Monday, July 3, 2023

The First Teaching

 “Burying the lede” is a journalism term for when the most important idea is buried
deep within an article. (They invented a new spelling to differentiate it from the lead used to make typeface for the printing process.)

            A quick look at the first teachings of Jesus and Buddha reveals one thing: They most definitely did not bury the lede. Instead, their first teachings conveyed the central theme of what would become their life’s work.

            The gospels tell us that after Jesus was baptized in the Jordan River, he went into the wilderness for forty days. When he returned the first thing he said was, “Repent, for the kingdom of heaven has come near.” (Matthew 3:2) Repent is an awkward rendering of metanoia, meaning “change of mind.”

On the heels of his own profound transformation, Jesus begins his teaching career not with a demand for obedience, nor with a call to obsess shamefully about our mistakes, but with the suggestion that we simply let go of our old ways of thinking—our prejudices, our conditioning, and our second-hand explanations. What’s the point of learning new information, no matter how true and insightful that information, if the very cognitive routes by which we process that information are clogged with distorting, structural errors? It is not a new world we need, but new eyes and a new mind with which to see and understand the world.

            In India 500 years earlier a young seeker named Siddartha Gautama had his own spiritual transformation in the wilderness. After a long period of study, practice, and meditation, Siddhartha shifted, seeing through the fog of conditioned consciousness, glimpsing the essential nature of things, and thereby earning the nickname Buddha—“the one who woke up.”

            After his enlightenment Buddha walked out of the woods and met with a few old friends in a deer park near Benares. There he gave his first teaching—the Deer Park Sermon—the two core themes being the Middle Path and the Four Noble Truths.

            Born from his own experience, Buddha suggested avoiding the twin extremes of over-indulgence and self-mortification. Both paths are equally self-obsessed and lead nowhere. Instead, walk the middle path of moderation and follow the Four Noble Truths.

            The first three of the Four Noble Truths are, simply put: life is characterized by suffering and dissatisfaction, suffering and dissatisfaction are primarily caused by attachments and cravings, and reducing attachments and cravings would reduce suffering and dissatisfaction. The Fourth Noble Truth is a list of action items called the Eightfold Path.

The first three Noble Truths are the diagnosis and prognosis. The Eightfold Path is the prescription, the behavioral and thought-level changes that would reduce selfish attachments, which would in turn release us from the wheel of suffering and dissatisfaction. Many of the eight suggestions have to do with learning how to think differently. In a word, Buddha is counseling metanoia.
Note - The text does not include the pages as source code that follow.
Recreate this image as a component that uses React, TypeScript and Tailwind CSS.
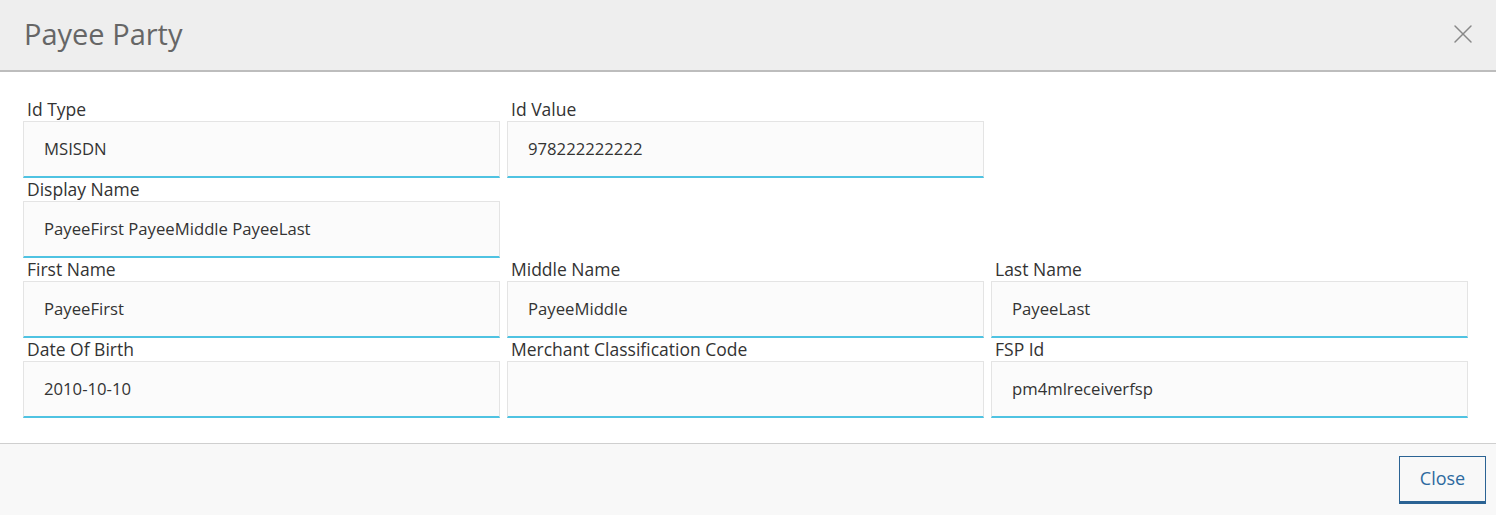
import { X } from 'lucide-react';

const rows = [
  [
    { label: 'Id Type', value: 'MSISDN' },
    { label: 'Id Value', value: '978222222222' },
  ],
  [{ label: 'Display Name', value: 'PayeeFirst PayeeMiddle PayeeLast' }],
  [
    { label: 'First Name', value: 'PayeeFirst' },
    { label: 'Middle Name', value: 'PayeeMiddle' },
    { label: 'Last Name', value: 'PayeeLast' },
  ],
  [
    { label: 'Date Of Birth', value: '2010-10-10' },
    { label: 'Merchant Classification Code', value: '' },
    { label: 'FSP Id', value: 'pm4mlreceiverfsp' },
  ],
];

function Field({ label, value }: { label: string; value: string }) {
  return (
    <div className="flex flex-col">
      <label className="h-[21px] pl-[4px] text-[17.5px] leading-[19px] text-[#333]">{label}</label>
      <div className="h-[57px] border border-[#e4e4e4] border-b-2 border-b-[#4fc3e2] bg-[#fbfbfb] pl-[20px] flex items-center text-[16.7px] text-[#333]">
        {value}
      </div>
    </div>
  );
}

export default function App() {
  return (
    <div className="w-[1496px] h-[515px] bg-white flex flex-col font-['Open_Sans',sans-serif]">
      {/* Header */}
      <div className="h-[72px] shrink-0 bg-[#eeeeee] border-b-2 border-[#bdbdbd] flex items-center justify-between pl-[24px] pr-[17px]">
        <h1 className="text-[29px] text-[#666] leading-none -mt-[4px]">Payee Party</h1>
        <X size={32} strokeWidth={1.1} className="text-[#888] -mt-[2px]" />
      </div>

      {/* Body */}
      <div className="flex-1 pt-[28px] pl-[23px]">
        <div className="flex flex-col gap-[2px]">
          {rows.map((row, i) => (
            <div key={i} className="grid grid-cols-[477px_477px_477px] gap-x-[7px]">
              {row.map((f) => (
                <Field key={f.label} label={f.label} value={f.value} />
              ))}
            </div>
          ))}
        </div>
      </div>

      {/* Footer */}
      <div className="h-[72px] shrink-0 bg-[#f8f8f8] border-t border-[#cfcfcf] flex items-center justify-end pr-[10px]">
        <button className="w-[87px] h-[48px] border border-[#2b6394] border-b-[3px] bg-[#f8f8f8] text-[18px] text-[#2d6a9f]">
          Close
        </button>
      </div>
    </div>
  );
}
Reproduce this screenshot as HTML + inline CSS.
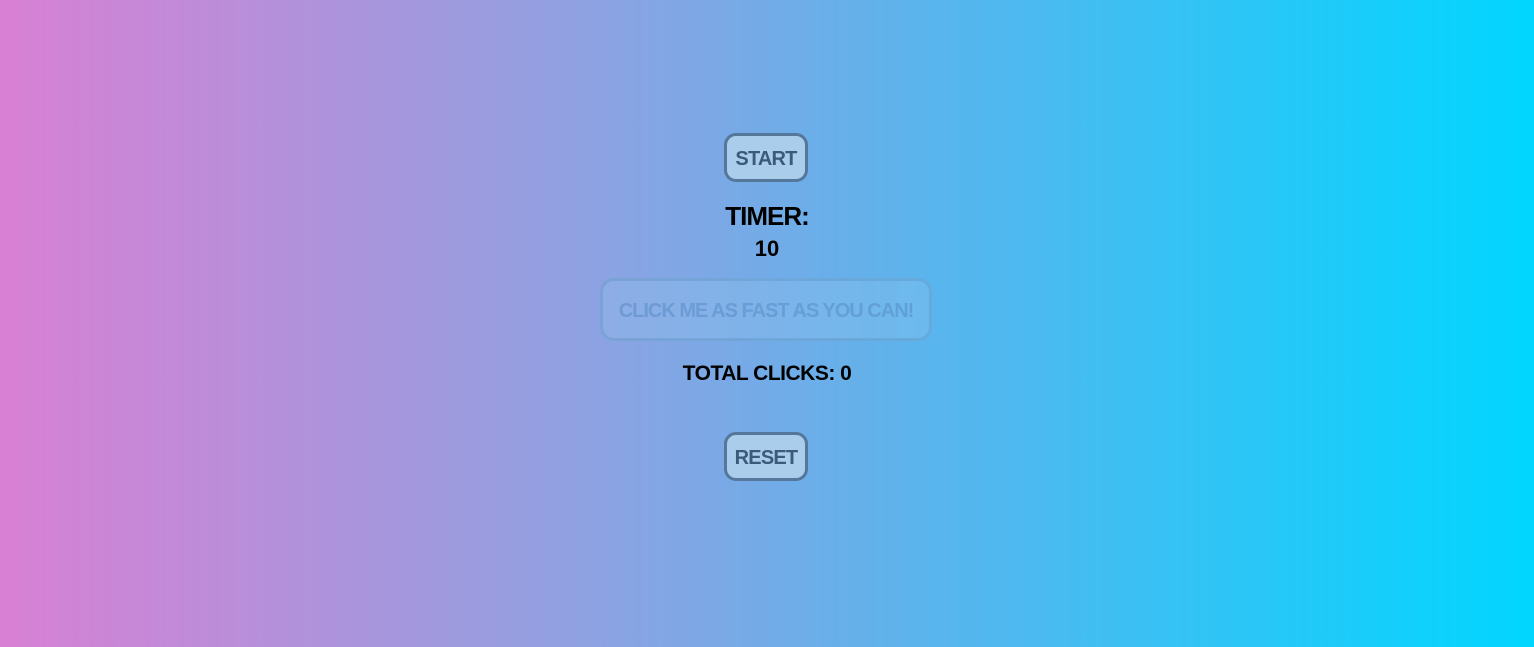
<!DOCTYPE html>
<html><head><style>
html,body{margin:0;width:1534px;height:647px;overflow:hidden}
body{background:linear-gradient(to right,#d880d4 0%,#8aa3e2 40%,#50b8ef 65%,#00d6ff 100%);font-family:"Liberation Sans",sans-serif;font-weight:bold;position:relative}
.b{position:absolute;box-sizing:border-box;text-align:center}
.btn{left:724px;width:84px;height:49px;border:3px solid #55789a;border-radius:12px;background:#a9cdeb;color:#3c5a7a;font-size:20px;line-height:47px;letter-spacing:-0.8px;text-transform:uppercase}
.t{left:0;width:1534px;color:#000}
</style></head><body>
<div class="b btn" style="top:133px">START</div>
<div class="b t" style="top:201px;font-size:26px;letter-spacing:-1px">TIMER:</div>
<div class="b t" style="top:236px;font-size:22px">10</div>
<div class="b" style="left:600px;top:278px;width:332px;height:63px;border:3px solid rgba(90,140,190,0.35);border-radius:14px;background:rgba(150,200,240,0.3);color:rgba(80,130,190,0.45);font-size:20px;line-height:60px;letter-spacing:-1px;text-transform:uppercase">Click me as fast as you can!</div>
<div class="b t" style="top:362px;font-size:21px;letter-spacing:-0.5px">TOTAL CLICKS: 0</div>
<div class="b btn" style="top:432px">RESET</div>
</body></html>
As he said in The Dhammapada, “All that we are is the result of what we have thought: we are formed and molded by our thoughts.”

            Our mind is the tool with which we grip and hold the world. Before we can change the world, we must change our minds. And the work begins not with second-hand explanations but with the immediacy of self-examination, courageous purging, and loving transformation. As we suspected all along, wisdom is an inside job.